Thomas John Fitzgerald, Analyst
Just kind of going back to Mike's question, how do you view the role of technology or the role technology can play in your revenue journey and whether dynamic pricing or better data analysis? I appreciate any color there.
Pedro Heilbron, CEO
Yes. So a few things there. Since the pandemic, we have invested quite a bit in digital technology. A lot of it actually homemade, which also not only gives us the right digital technologies we need, but also a much better cost, not on a per passenger or per booking basis, like our Internet booking engine, which now is where most of our sales come through is Copa-owned, homemade, our app, which is right now in some international context, competing as one of the top five apps in the world, going against really, really top airlines for the #1 place. That's also homemade. And that's allowing us to better develop our ancillary revenues. Now in terms of, let's say, more sophisticated technologies that will allow for dynamic pricing, we work with third-party providers, we work with some of the best third-party providers. And I would say that we're in our infancy in terms of dynamic pricing and everything AI is going to provide for pricing in the future and revenue management. So we're not super developed there, but we're going that way, always in a very cost-conscious ROI-focused way, which is the Copa way.

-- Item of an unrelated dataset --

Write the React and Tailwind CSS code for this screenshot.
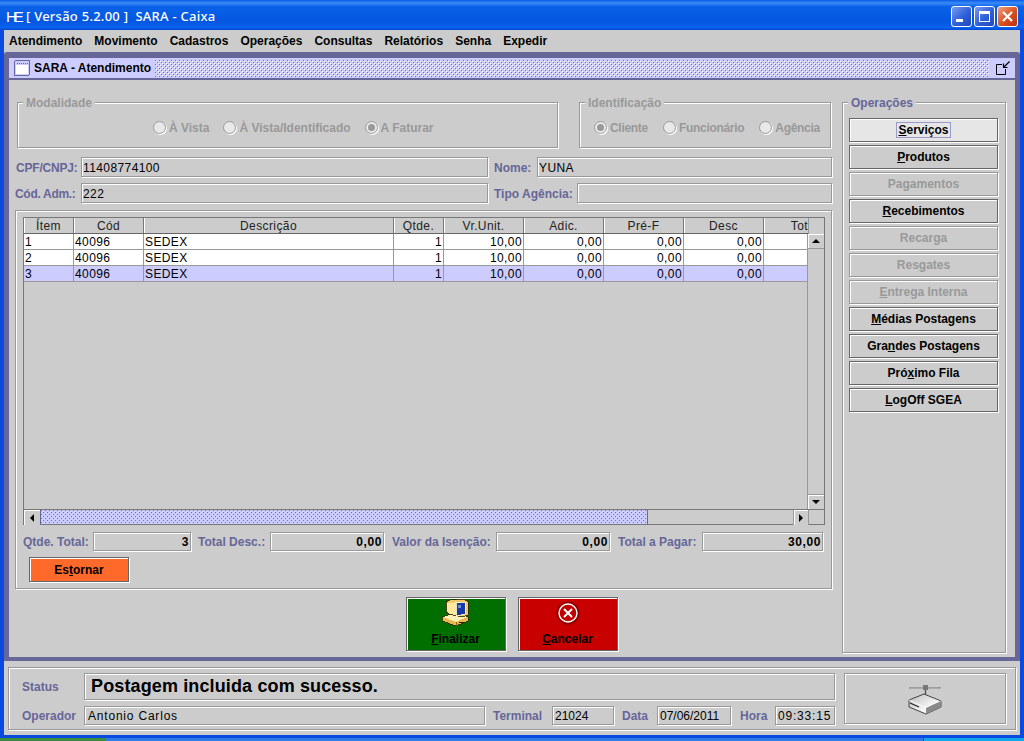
const F = { fontFamily: '"Liberation Sans", Arial, sans-serif' };

function Etched({ className = "", children }) {
  return <div className={"border border-[#999999] shadow-[1px_1px_0_#ffffff,inset_1px_1px_0_#ffffff] " + className}>{children}</div>;
}

function Group({ title, className = "", disabled, children }) {
  return (
    <Etched className={"relative " + className}>
      <span className={"absolute -top-[7px] left-[5px] bg-[#cccccc] px-[3px] text-[12px] font-bold leading-[14px] " + (disabled ? "text-[#999999]" : "text-[#666699]")}>{title}</span>
      {children}
    </Etched>
  );
}

function Radio({ label, checked, className = "", tight }) {
  return (
    <div className={"flex items-center gap-[3px] " + className}>
      <span className="flex h-[13px] w-[13px] items-center justify-center rounded-full border border-[#999999] bg-[#e8e8e8] shadow-[1px_1px_0_#ffffff]">
        {checked && <span className="h-[7px] w-[7px] rounded-full bg-[#999999]" />}
      </span>
      <span className={"text-[12px] font-bold text-[#999999] " + (tight ? "tracking-[-0.3px]" : "")}>{label}</span>
    </div>
  );
}

function Label({ children, className = "" }) {
  return <span className={"pt-[1px] text-[12px] font-bold text-[#666699] " + className}>{children}</span>;
}

function Field({ children, className = "", right, bold }) {
  return (
    <Etched className={"flex items-center pt-[1px] text-[12px] text-black " + (right ? "justify-end pr-[1px] tracking-[0.6px] " : "pl-[1px] tracking-[0.4px] ") + (bold ? "font-bold " : "") + className}>
      {children}
    </Etched>
  );
}

function SideBtn({ label, u, disabled, focused }) {
  const i = u ? label.indexOf(u) : -1;
  return (
    <button className={"flex h-[24px] w-[149px] items-center justify-center text-[12px] font-bold shadow-[1px_1px_0_#ffffff,inset_1px_1px_0_#ffffff] border " +
      (disabled ? "border-[#999999] text-[#999999] " : "border-[#666666] text-black ") + (focused ? "bg-[#e6e6e6]" : "bg-[#cccccc]")}>
      <span className={focused ? "border border-[#9999cc] px-[1px] leading-[14px]" : ""}>
        {i < 0 ? label : <>{label.slice(0, i)}<span className="underline">{u}</span>{label.slice(i + u.length)}</>}
      </span>
    </button>
  );
}

const widths = [50, 70, 250, 50, 80, 80, 80, 80, 44];
const heads = ["Ítem", "Cód", "Descrição", "Qtde.", "Vr.Unit.", "Adic.", "Pré-F", "Desc", "Tot"];

function Row({ n, selected }) {
  const cells = [n, "40096", "SEDEX", "1", "10,00", "0,00", "0,00", "0,00", ""];
  return (
    <div className={"flex h-[16px] border-b border-[#999999] " + (selected ? "bg-[#ccccff]" : "bg-white")}>
      {cells.map((c, i) => (
        <div key={i} style={{ width: widths[i] }} className={"shrink-0 overflow-hidden px-[1px] text-[12px] leading-[16px] tracking-[0.4px] text-black " + (i < 8 ? "border-r border-[#999999] " : "") + (i > 2 ? "text-right" : "text-left")}>{c}</div>
      ))}
    </div>
  );
}

function ScrollBtn({ children, className = "" }) {
  return <div className={"flex h-[15px] w-[16px] shrink-0 items-center justify-center bg-[#cccccc] shadow-[inset_1px_1px_0_#ffffff] " + className}>{children}</div>;
}

function Tri({ dir }) {
  const p = { up: "0,4 4,0 8,4", down: "0,0 8,0 4,4", left: "4,0 4,8 0,4", right: "0,0 4,4 0,8" }[dir];
  const vert = dir === "up" || dir === "down";
  return <svg width={vert ? 8 : 4} height={vert ? 4 : 8}><polygon points={p} fill="#000" /></svg>;
}

function WindowIcon() {
  return (
    <svg width="16" height="16" viewBox="0 0 16 16" shapeRendering="crispEdges">
      <rect x="0.5" y="0.5" width="15" height="15" rx="1.5" fill="#ccccff" stroke="#666699" />
      <rect x="2" y="5" width="12" height="9" fill="#ffffff" />
      <path d="M3 3.5h1M5 3.5h1M7 3.5h1M9 3.5h1M11 3.5h1M13 3.5h1" stroke="#666699" />
    </svg>
  );
}

function DetachIcon() {
  return (
    <svg width="14" height="14" viewBox="0 0 14 14" fill="none" stroke="#000">
      <path d="M6 3.5H0.5V13.5H9.5V8" />
      <path d="M13.5 0.5L7.5 6.5" strokeWidth="1.3" />
      <path d="M7.5 2.5V6.5H11.5" strokeWidth="1.2" />
    </svg>
  );
}

function Computer() {
  return (
    <svg width="29" height="28" viewBox="0 0 29 28" shapeRendering="crispEdges">
      <path d="M0 20l6-3 12 6-4 3z" fill="#003a00" />
      <path d="M1 18l14-5 12 5v4l-12 5-14-5z" fill="#e8b850" stroke="#2a2008" strokeWidth="0.8" />
      <path d="M2 18l13 5 11-5-11-4z" fill="#fff0b8" />
      <path d="M15 23v4" stroke="#8a6818" strokeWidth="1" />
      <path d="M18 23h5v1h-5z" fill="#2a2008" />
      <path d="M5 3l4-2 14-1 4 3v13l-6 2-13-3-3-2z" fill="#f0c868" stroke="#2a2008" strokeWidth="0.8" />
      <path d="M6 4l13-1v14l-10-2-3-2z" fill="#ffe8a0" />
      <path d="M15 4l9-1v12l-9 2z" fill="#1838a8" stroke="#fff4c0" strokeWidth="0.9" />
      <path d="M17 6h3v3h-3z" fill="#6890e0" />
    </svg>
  );
}

function CancelIcon() {
  return (
    <svg width="24" height="24" viewBox="0 0 24 24">
      <circle cx="12" cy="12" r="11.5" fill="#8f0000" />
      <circle cx="12" cy="12" r="9" fill="#c00000" stroke="#ffffff" strokeWidth="1.4" />
      <path d="M8 8L16 16M16 8L8 16" stroke="#ffffff" strokeWidth="2" />
    </svg>
  );
}

function Router() {
  return (
    <svg width="34" height="32" viewBox="0 0 34 32">
      <defs>
        <linearGradient id="routerTop" x1="0" y1="0" x2="1" y2="1">
          <stop offset="0" stopColor="#b8b8b8" />
          <stop offset="0.6" stopColor="#f4f4f4" />
          <stop offset="1" stopColor="#ffffff" />
        </linearGradient>
      </defs>
      <path d="M1 4.5H33" stroke="#888888" strokeWidth="2" />
      <path d="M1 3.8H33" stroke="#ffffff" strokeWidth="0.6" />
      <rect x="15" y="2" width="5" height="5" fill="#777777" />
      <path d="M17.5 7V13" stroke="#555555" strokeWidth="1.4" />
      <path d="M1 17L16 11L33 18V24L18 31L1 24Z" fill="url(#routerTop)" stroke="#444444" strokeWidth="1" />
      <path d="M1 17L18 25L33 18" fill="none" stroke="#ffffff" strokeWidth="0.8" />
      <path d="M18 25V31L33 24V18Z" fill="#8a8a8a" />
      <path d="M2 20L11 24" stroke="#222222" strokeWidth="1.3" />
    </svg>
  );
}

function TitleButton({ kind }) {
  const bg = kind === "close"
    ? "bg-[linear-gradient(135deg,#f0a080,#d8501f_55%,#b83010)]"
    : "bg-[linear-gradient(135deg,#7c9df0,#2d5fd8_55%,#2448b8)]";
  return (
    <div className={"flex h-[21px] w-[21px] items-center justify-center rounded-[3px] border border-white " + bg}>
      {kind === "min" && <span className="mt-[9px] mr-[4px] h-[3px] w-[7px] bg-white" />}
      {kind === "max" && <span className="h-[11px] w-[11px] border border-t-[3px] border-white" />}
      {kind === "close" && (
        <svg width="11" height="11" viewBox="0 0 11 11"><path d="M1 1L10 10M10 1L1 10" stroke="#fff" strokeWidth="2.2" /></svg>
      )}
    </div>
  );
}

const bumps = "bg-[radial-gradient(circle_at_0.5px_0.5px,#6f6fb0_0.7px,transparent_0.8px),radial-gradient(circle_at_2.5px_2.5px,#6f6fb0_0.7px,transparent_0.8px),radial-gradient(circle_at_1.5px_1.5px,#ffffff_0.7px,transparent_0.8px),radial-gradient(circle_at_3.5px_3.5px,#ffffff_0.7px,transparent_0.8px)] bg-[length:4px_4px]";

export default function App() {
  const menus = ["Atendimento", "Movimento", "Cadastros", "Operações", "Consultas", "Relatórios", "Senha", "Expedir"];
  return (
    <div style={F} className="flex h-[741px] w-[1024px] flex-col overflow-hidden bg-[#0a4ae0]">
      {/* Title bar */}
      <div className="flex h-[30px] shrink-0 items-center bg-[linear-gradient(180deg,#0a5ae8_0%,#3a8cf8_10%,#0a62e8_22%,#0456e0_70%,#0a62f0_92%,#0048d0_100%)] pt-[2px] pr-[6px] pl-[6px]">
        <span className="mr-[6px] w-[14px] overflow-visible text-[15px] leading-none font-normal tracking-[-3px] text-white">HE</span>
        <span style={{ fontFamily: '"Noto Sans", sans-serif' }} className="pt-[2px] text-[13px] font-medium tracking-[0.25px] whitespace-pre text-white">[ Versão 5.2.00 ]  SARA - Caixa</span>
        <div className="ml-auto flex gap-[2px]">
          <TitleButton kind="min" />
          <TitleButton kind="max" />
          <TitleButton kind="close" />
        </div>
      </div>

      {/* Window client */}
      <div className="mx-[4px] flex h-[705px] shrink-0 flex-col bg-[#cccccc]">
        <div className="flex h-[22px] shrink-0 items-center gap-[12px] pl-[5px]">
          {menus.map((m) => <span key={m} className="text-[12px] font-bold text-black">{m}</span>)}
        </div>

        {/* Internal frame */}
        <div className="flex h-[609px] shrink-0 flex-col rounded-t-[3px] border-x-[5px] border-t-[6px] border-b-[4px] border-[#666699]">
          <div className="flex h-[22px] shrink-0 items-center border-b-2 border-[#666699] bg-[#ccccff] pr-[5px] pl-[5px]">
            <WindowIcon />
            <span className="ml-[4px] text-[12px] font-bold text-black">SARA - Atendimento</span>
            <div className={"mr-[7px] ml-[4px] h-[17px] flex-1 " + bumps} />
            <DetachIcon />
          </div>

          <div className="flex min-h-0 flex-1 pt-[22px] pr-[9px] pl-[6px]">
            {/* Left column */}
            <div className="flex w-[818px] shrink-0 flex-col">
              <div className="ml-[2px] flex gap-[21px]">
                <Group title="Modalidade" disabled className="flex h-[46px] w-[541px] items-center pl-[135px]">
                  <div className="mt-[5px] flex gap-[14px]">
                    <Radio label="À Vista" />
                    <Radio label="À Vista/Identificado" />
                    <Radio label="A Faturar" checked />
                  </div>
                </Group>
                <Group title="Identificação" disabled className="flex h-[46px] w-[252px] items-center pl-[14px]">
                  <div className="mt-[5px] flex gap-[15px]">
                    <Radio label="Cliente" checked tight />
                    <Radio label="Funcionário" tight />
                    <Radio label="Agência" tight />
                  </div>
                </Group>
              </div>

              <div className="mt-[9px] flex h-[20px] items-center">
                <Label className="w-[66px] shrink-0 pl-[1px] tracking-[-0.2px]">CPF/CNPJ:</Label>
                <Field className="h-[20px] w-[407px]">11408774100</Field>
                <Label className="ml-[6px] w-[43px] shrink-0">Nome:</Label>
                <Field className="h-[20px] w-[295px]">YUNA</Field>
              </div>
              <div className="mt-[6px] flex h-[20px] items-center">
                <Label className="w-[66px] shrink-0 tracking-[-0.3px]">Cód. Adm.:</Label>
                <Field className="h-[20px] w-[407px]">222</Field>
                <Label className="ml-[6px] w-[83px] shrink-0">Tipo Agência:</Label>
                <Field className="h-[20px] w-[255px]" />
              </div>

              {/* Table panel */}
              <Etched className="mt-[7px] flex h-[379px] w-[817px] flex-col px-[7px] pt-[6px]">
                <div className="flex h-[308px] w-[802px] flex-col border border-[#777777]">
                  <div className="flex h-[16px] w-[784px] shrink-0 overflow-hidden border-b border-[#666666]">
                    {heads.map((h, i) => (
                      <div key={h} style={{ width: widths[i] }} className={"shrink-0 bg-[#cccccc] text-[12px] leading-[16px] tracking-[0.4px] text-[#222222] shadow-[inset_1px_0_0_#ffffff] " + (i < 8 ? "border-r border-[#777777] text-center" : "text-right")}>{h}</div>
                    ))}
                  </div>
                  <div className="-mt-[16px] ml-[784px] h-[16px] w-[16px] shrink-0 border-l border-[#999999]" />
                  <div className="flex min-h-0 flex-1">
                    <div className="w-[784px] shrink-0 border-r border-[#999999]">
                      <Row n="1" />
                      <Row n="2" />
                      <Row n="3" selected />
                    </div>
                    <div className="flex w-[16px] flex-col">
                      <ScrollBtn className="border-b border-[#999999]"><Tri dir="up" /></ScrollBtn>
                      <div className="flex-1" />
                      <ScrollBtn className="border-t border-[#999999]"><Tri dir="down" /></ScrollBtn>
                    </div>
                  </div>
                  <div className="flex h-[15px] shrink-0 border-t border-[#777777]">
                    <ScrollBtn><Tri dir="left" /></ScrollBtn>
                    <div className={"w-[608px] border-x border-[#666699] " + "bg-[#ccccff] bg-[radial-gradient(circle_at_0.5px_0.5px,#6f6fb0_0.7px,transparent_0.8px),radial-gradient(circle_at_2.5px_2.5px,#6f6fb0_0.7px,transparent_0.8px)] bg-[length:4px_4px]"} />
                    <div className="flex-1" />
                    <ScrollBtn className="border-x border-[#999999]"><Tri dir="right" /></ScrollBtn>
                    <div className="w-[15px]" />
                  </div>
                </div>

                <div className="mt-[7px] flex h-[19px] items-center">
                  <Label className="w-[70px] shrink-0">Qtde. Total:</Label>
                  <Field right bold className="h-[19px] w-[98px]">3</Field>
                  <Label className="ml-[7px] w-[72px] shrink-0">Total Desc.:</Label>
                  <Field right bold className="h-[19px] w-[114px]">0,00</Field>
                  <Label className="ml-[8px] w-[104px] shrink-0">Valor da Isenção:</Label>
                  <Field right bold className="h-[19px] w-[114px]">0,00</Field>
                  <Label className="ml-[8px] w-[84px] shrink-0">Total a Pagar:</Label>
                  <Field right bold className="h-[19px] w-[121px]">30,00</Field>
                </div>

                <button className="mt-[6px] ml-[6px] flex h-[25px] w-[100px] items-center justify-center border border-[#666666] bg-[#ff6a2b] text-[12px] font-bold text-black shadow-[1px_1px_0_#ffffff,inset_1px_1px_0_#ffffff]">
                  <span>Es<span className="underline">t</span>ornar</span>
                </button>
              </Etched>

              {/* Action buttons */}
              <div className="mt-[8px] flex justify-center gap-[12px] pl-[175px]">
                <button className="flex h-[54px] w-[100px] flex-col items-center justify-between border border-[#666666] bg-[#006f00] pt-[1px] pb-[4px] text-[12px] font-bold text-black shadow-[1px_1px_0_#ffffff,inset_1px_1px_0_#ffffff]">
                  <Computer />
                  <span className="leading-[14px]"><span className="underline">F</span>inalizar</span>
                </button>
                <button className="flex h-[54px] w-[100px] flex-col items-center justify-between border border-[#666666] bg-[#c80000] pt-[3px] pb-[4px] text-[12px] font-bold text-black shadow-[1px_1px_0_#ffffff,inset_1px_1px_0_#ffffff]">
                  <CancelIcon />
                  <span className="leading-[14px]"><span className="underline">C</span>ancelar</span>
                </button>
              </div>
            </div>

            {/* Right column */}
            <Group title="Operações" className="ml-[9px] flex h-[551px] w-[164px] shrink-0 flex-col gap-[3px] pt-[15px] pl-[6px]">
              <SideBtn label="Serviços" u="S" focused />
              <SideBtn label="Produtos" u="P" />
              <SideBtn label="Pagamentos" u="g" disabled />
              <SideBtn label="Recebimentos" u="R" />
              <SideBtn label="Recarga" disabled />
              <SideBtn label="Resgates" u="g" disabled />
              <SideBtn label="Entrega Interna" u="E" disabled />
              <SideBtn label="Médias Postagens" u="M" />
              <SideBtn label="Grandes Postagens" u="n" />
              <SideBtn label="Próximo Fila" u="x" />
              <SideBtn label="LogOff SGEA" u="L" />
            </Group>
          </div>
        </div>

        {/* Status panel */}
        <Etched className="mx-[4px] mt-[6px] flex h-[63px] items-center gap-[9px] pl-[9px]">
          <div className="flex w-[817px] shrink-0 flex-col gap-[6px]">
            <div className="flex h-[27px] items-center">
              <Label className="w-[66px] shrink-0 pl-[4px]">Status</Label>
              <Field className="h-[27px] w-[751px] !pl-[6px] !text-[18px] !font-bold !tracking-[0.13px]">Postagem incluida com sucesso.</Field>
            </div>
            <div className="flex h-[19px] items-center">
              <Label className="w-[66px] shrink-0 pl-[4px]">Operador</Label>
              <Field className="h-[19px] w-[401px] !pl-[3px] !tracking-[0.8px]">Antonio Carlos</Field>
              <Label className="ml-[8px] w-[59px] shrink-0">Terminal</Label>
              <Field className="h-[19px] w-[62px] !pl-[2px] !tracking-[0px]">21024</Field>
              <Label className="ml-[8px] w-[35px] shrink-0">Data</Label>
              <Field className="h-[19px] w-[74px] !pl-[2px] !tracking-[0px]">07/06/2011</Field>
              <Label className="ml-[9px] w-[35px] shrink-0">Hora</Label>
              <Field className="h-[19px] w-[60px] !pl-[2px] !tracking-[0.8px]">09:33:15</Field>
            </div>
          </div>
          <Etched className="flex h-[51px] w-[162px] shrink-0 items-center justify-center">
            <Router />
          </Etched>
        </Etched>
      </div>

      {/* Taskbar sliver */}
      <div className="mt-[3px] flex h-[3px] shrink-0">
        <div className="w-[106px] bg-[#3c8c3c]" />
        <div className="flex-1 bg-[#2f7be8]" />
        <div className="w-[1px] bg-[#1a4ab0]" />
        <div className="w-[100px] bg-[#12a8e8]" />
      </div>
    </div>
  );
}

Thomas John Fitzgerald, Analyst
I appreciate that, Pedro. That's really helpful color. And then just as a follow-up, would you mind reminding us where you are in your seat densification journey? Congrats on the nice results.
Pedro Heilbron, CEO
Yes, we are not as advanced as where we should have been right now, and that's because of the delivery delays, which have made us postpone a little bit. But we have, I think, a year to go. Out of our full fleet of 115 or so aircraft, we have 30 aircraft pending to take to 156 seats. So we have 30 aircraft pending in our densification project. And I should highlight that our densification project is not sacrificing any of the comfort product advantages we have. We're maintaining a full comfortable real business class with real business class seats of 16 passengers, we're maintaining our 4 rows of premium economy with 34 pitch and then the rest of the cabin with very comfortable seats that recline, headrest, and the whole thing. So we're not sacrificing that.
Operator, Operator
I am showing no further questions at this time. I would now like to turn it back to Pedro Heilbron for closing remarks.
Pedro Heilbron, CEO
Thank you, operator, and thank you, James. Thank you all for your questions and for participating in this call. We appreciate your continued interest and support, as always. And hopefully, very soon, we're going to be confirming an Investor Day date. It's going to be early, hopefully very early December in New York City. So stay tuned, and have a great day.
Operator, Operator
Thank you for participating in today's conference. This does conclude the program. You may now disconnect.